The best thing about a west coast game when Derek Lowe is pitching? Once he gets zapped by a misplayed fly ball or grounder and magically transforms into The Incredible Sulk (patent pending), you can pretty much go to bed. That’s right. Sleep. Don’t bother staying up late. Because you know how it’s going to end. Especially on a night that has no Manny in the line-up. Especially on a night when Kevin “I’m an excellent thrower. Excellent thrower” Millar is in left field.
That said, even though I gave up around the fifth inning, there’s the magic of the west coast tease. You know, when you wake up in the morning, still not certain if they won or lost. Thinking, however delusional, that they might have come back. You may have missed a critical 26-run ninth that Spielberg is currently securing the rights to.

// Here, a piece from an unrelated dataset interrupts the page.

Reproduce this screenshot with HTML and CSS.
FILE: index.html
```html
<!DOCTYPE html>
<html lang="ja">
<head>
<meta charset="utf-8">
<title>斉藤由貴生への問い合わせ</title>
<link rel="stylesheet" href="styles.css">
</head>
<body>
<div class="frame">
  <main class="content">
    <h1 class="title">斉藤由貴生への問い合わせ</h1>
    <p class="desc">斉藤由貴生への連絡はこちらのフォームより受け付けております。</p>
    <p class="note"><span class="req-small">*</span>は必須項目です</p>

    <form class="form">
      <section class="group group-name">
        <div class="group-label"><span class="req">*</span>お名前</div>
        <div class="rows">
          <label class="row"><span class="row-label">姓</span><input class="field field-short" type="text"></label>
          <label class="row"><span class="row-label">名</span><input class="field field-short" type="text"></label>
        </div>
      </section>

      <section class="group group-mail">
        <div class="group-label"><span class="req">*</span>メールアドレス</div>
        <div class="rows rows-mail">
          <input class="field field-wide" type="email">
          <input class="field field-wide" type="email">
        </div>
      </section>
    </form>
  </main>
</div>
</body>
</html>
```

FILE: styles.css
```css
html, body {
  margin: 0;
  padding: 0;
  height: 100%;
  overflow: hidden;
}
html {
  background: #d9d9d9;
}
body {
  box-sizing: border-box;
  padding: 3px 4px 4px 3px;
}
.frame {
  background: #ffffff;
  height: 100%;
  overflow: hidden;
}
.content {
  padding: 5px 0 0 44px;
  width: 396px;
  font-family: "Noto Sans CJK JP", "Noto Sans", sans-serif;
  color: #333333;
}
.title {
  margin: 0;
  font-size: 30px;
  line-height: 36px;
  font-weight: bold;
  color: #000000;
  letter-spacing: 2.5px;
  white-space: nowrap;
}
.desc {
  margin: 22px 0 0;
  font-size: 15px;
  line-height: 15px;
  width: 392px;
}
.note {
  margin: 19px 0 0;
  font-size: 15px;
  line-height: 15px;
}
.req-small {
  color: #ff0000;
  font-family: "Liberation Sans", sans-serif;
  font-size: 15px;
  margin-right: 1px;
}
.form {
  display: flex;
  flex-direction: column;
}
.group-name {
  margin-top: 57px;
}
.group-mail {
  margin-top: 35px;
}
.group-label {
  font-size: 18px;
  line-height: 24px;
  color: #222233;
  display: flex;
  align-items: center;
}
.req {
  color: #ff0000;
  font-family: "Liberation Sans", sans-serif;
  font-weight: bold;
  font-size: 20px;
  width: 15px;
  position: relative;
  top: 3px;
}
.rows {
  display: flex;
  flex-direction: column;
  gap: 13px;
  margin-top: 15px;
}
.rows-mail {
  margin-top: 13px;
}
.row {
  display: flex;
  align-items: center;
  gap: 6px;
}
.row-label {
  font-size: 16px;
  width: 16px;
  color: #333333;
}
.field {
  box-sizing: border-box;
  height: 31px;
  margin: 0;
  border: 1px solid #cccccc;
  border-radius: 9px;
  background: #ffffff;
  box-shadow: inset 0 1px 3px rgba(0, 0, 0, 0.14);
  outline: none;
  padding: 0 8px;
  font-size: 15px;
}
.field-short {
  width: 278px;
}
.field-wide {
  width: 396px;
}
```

So you walk to the computer and — no, not the computer. Let’s drag this out a bit. Let’s put on NESN sports desk. And you have to time it right. Gotta hit it on that 15 minute mark when the update begins. So you do, and you hold your hand up to block the crawl at the bottom of the screen. Because you don’t want to read it, you want to hear it. You want to hear someone tell you on this otherwise perfect Friday morning that the Sox have dropped the first game of the second half and they’re sinking and the Yankees are surging and suddenly you hear it and it’s official that they’ve been pummeled by the Anaheim Angels, and you almost wish you didn’t know yet. Like the guy who wakes up from a dream just as The Olsen Twins have come over for a pillow fight, you want to go back to that warm, comfortable netherworld where there still exists the possibility that Lowe came through, the bats came alive, and Mary-Kate is tying you up with fishing line.
Instead, you wake up to realize the game was lost somewhere around the 45 minute mark, Manny’s hammy is acting up, Randy Johnson probably isn’t coming our way, and the Sox are looking less and less like a contender by the minute.
You also know, no matter what, you’ll be there till the end. ‘Cause you’re that kind of guy.